Siamo partiti con la vinificazione in vasche d’acciaio e l’invecchiamento in barrique. Dopo poco, però, ci siamo resi conti che questi due ‘strumenti’ non facevano parte della storia del territorio. Perciò abbiamo deciso di recuperare le anfore! Abbiamo girovagato per tutto il territorio, chiedendo ai contadini e alle altre piccole cantine. Alla fine ci siamo riusciti e i vini Zorah, già presenti in 20 paesi, conservano tutta la loro storia, dal vigneto alla bottiglia. Certo, la modernità e la tecnologia ci danno supporto, utilizziamo anche le vasche di cemento senza vetro resina o botti di grandi dimensioni per ammorbidire i tannini dei rossi ma la finalità è una sola: restare quanto più fedeli alle tradizioni armene.
Definita “La terra dei vigneti”: quali potenziali vede in Armenia per il mondo del vino?
In Armenia ci sono ancora vitigni autoctoni tutti da scoprire, la Filossera non è mai arrivata e le vigne senza innesti sono l’espressione pura dell’evolversi della natura. A tutto ciò si uniscono anche le escursioni termiche: – 20° in inverno e punte di 40° in estate. La storia e le leggende poi aggiungono un grande fascino: si dice che ai piedi del Monte Ararat, Noè creò il primo vigneto, usando le anfore per la conservazione; nella zona ci sono anche i resti di una cantina che risale a circa 6.000 anni fa. Ecco spiegato tutto il potenziale dell’Armenia: storia, tradizione e natura. Per questi motivi sono convinto che l’Armenia possa conquistare un ruolo importante nel panorama vinicolo mondiale.
Mi parli dei suoi vini e delle uve autoctone dai quali nascono.
Attualmente Zorah produce 3 vini. Zorah Karasì è un rosso, creato da uve Areni Noir a 1.400 metri sul livello del mare; è una varietà autoctona dell’Armenia con presenza millenaria nella regione di Vayots Dzor. Questa tipologia non è mai stata innestata e lo accertano gli studi fatti dal Prof. Josè Vouilamoz il quale conferma che l’Areni Noir non è apparentato con nessun altra varietà mondiale: è un capo famiglia autoctono al 100% all’Armenia. Il termine Karasì vuol dire “dalle amphorae”, questo per ricordare il suo invecchiato.
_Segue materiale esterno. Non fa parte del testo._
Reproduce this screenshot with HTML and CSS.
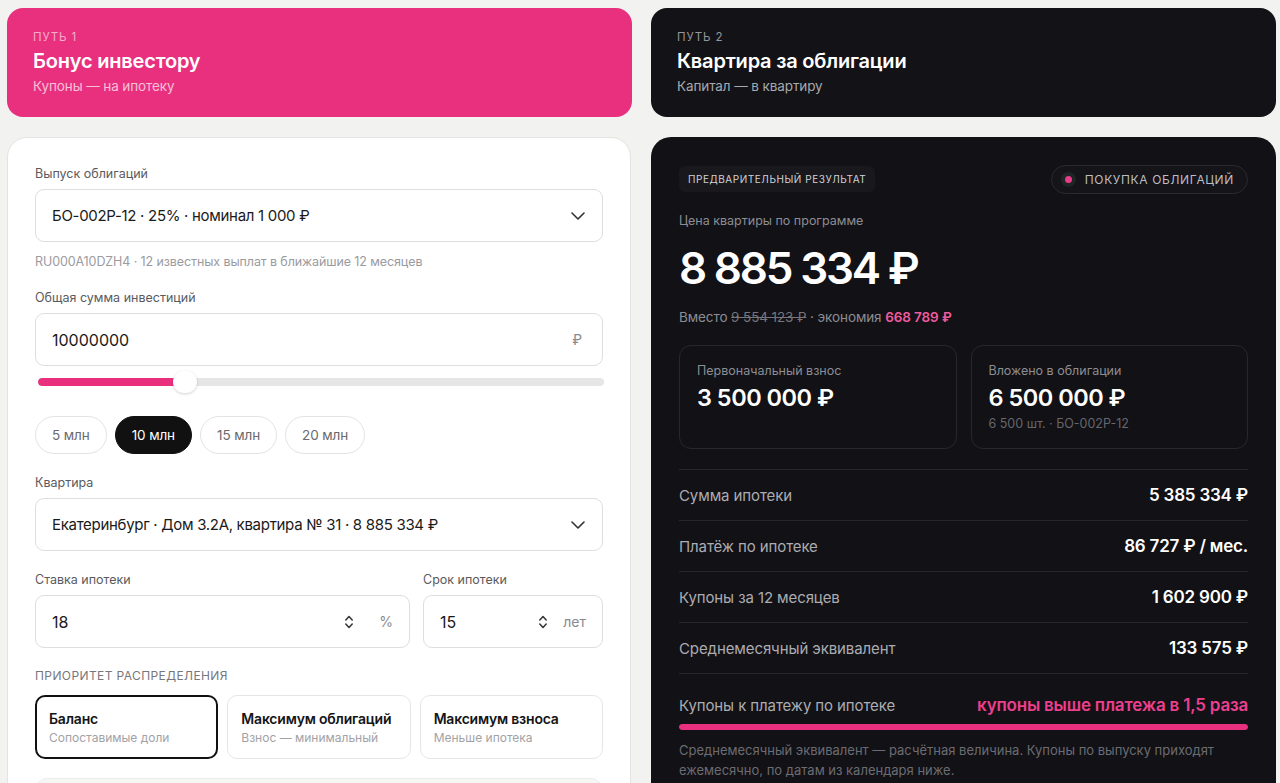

Zorah Voskì è un vino bianco, creato dal blend di 2 autoctoni armeni (50% ciascuno) sempre a 1.400 m. sul livello del mare, Voskeàt e Garndmak. Questo vino è il risultato di diversi anni di prova, visto che siamo partiti da 8 autoctoni, per arrivare a usarne solo 2. Voskì tradotto significa “Oro” per ricordare il colore del vino e della varietà Voskeàt. Entrambi i vitigni sono autoctoni all’Armenia e non apparentati a nessun altro ceppo.
Zorah Yeraz è un rosso nato da vitigni ultra secolari a 1.600 m. sul livello del mare. La vendemmia di queste uve a causa dell’estrema altitudine si fa sempre a fine ottobre. Questo vigneto erano semi-abbandonato ed è stato riscoperto e rivitalizzati da Zorah. La zona è difficile e le piante essendo ultra secolari hanno una resa bassissima: si producono solo 5.000 bottiglie e, questo vino, è un po’ il nostro bigliettino. Anche Zorah Yeraz è invecchiato nelle anfore e fa un passaggio in botti grandi non tostate. La parola Yeraz significa “Sogno” e si addice perfettamente al prodotto.
Come si abbinano i vini alla cucina armena?
I vini di Zorah si abbinano a tutte le cucine fatte con amore. Essendo fatti in alta montagna hanno equilibrio e buona acidità, facilmente adattabili alla cucina armena e non solo. A me personalmente è rimasto impresso l’abbinamento di Zorah Karasì con ox cheek, ossia il guanciale preparato con una riduzione di vino.